The government then put its new military to test, using a torpedo to sink the South Korean navy ship, the Cheonan, in 2010. And as an important part of the succession, the North Korean military propagandized the attack, attributing its success to the “genius of Kim Jong-un.”

“Somebody is going to have to explain to me how a guy who has never been in the military planned this meticulous special operation forces submarine attack,” Bechtol said. “Do you really think Kim Jong-un planned that? I’m guessing no. They may have let him sit in the room.” But propaganda is part of the process, Bechtol said, as “that’s what’s needed to maintain [Kim Jong-un’s] power in the nation.”

Aside from conventional military preparations, Kim Jong-il continued to lay the groundwork for his son by increasing the country’s nuclear programs and continuing to supply proliferation arms to many state and non-state actors that support terrorist groups like Hezbollah and Al-Shabaab, Bechtol said.

And Kim Jong-un was rushed into key government positions in preparation for his eventual dictatorship, “surrounded by senior level people handpicked by his father to assure his power base,” Bechtol said.

But despite these hasty preparations made in Kim Jong-il’s final days, Bechtol believes Kim Jong-un’s lack of background and experience means he still has a long road ahead before stabilizing the North Korean government.

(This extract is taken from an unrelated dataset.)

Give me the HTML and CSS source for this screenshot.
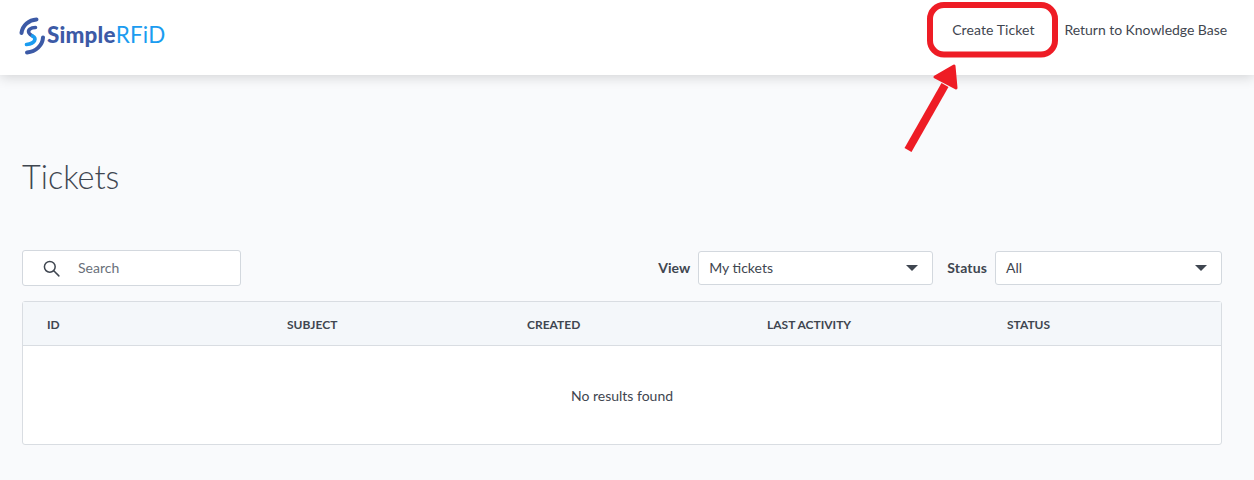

Not only does Kim Jong-un need the support from four key institutions – the party, military, security services and the inner-Kim family circle – to survive, Bechtol said, but he “must follow the same script as his father and his grandfather. He can’t get off that script, or the government will collapse.”

And what does that script contain? “Continued provocations, nuclearization programs, proliferation to non-state actors, and internal purges,” Bechtol said, “and yes, folks, we have seen all of that since Kim Jong-un took over in 2011.”

Isabel Mittelstadt is an intern at the American Journalism Center, a training program run jointly by Accuracy in Academia and its sister organization, Accuracy in Media.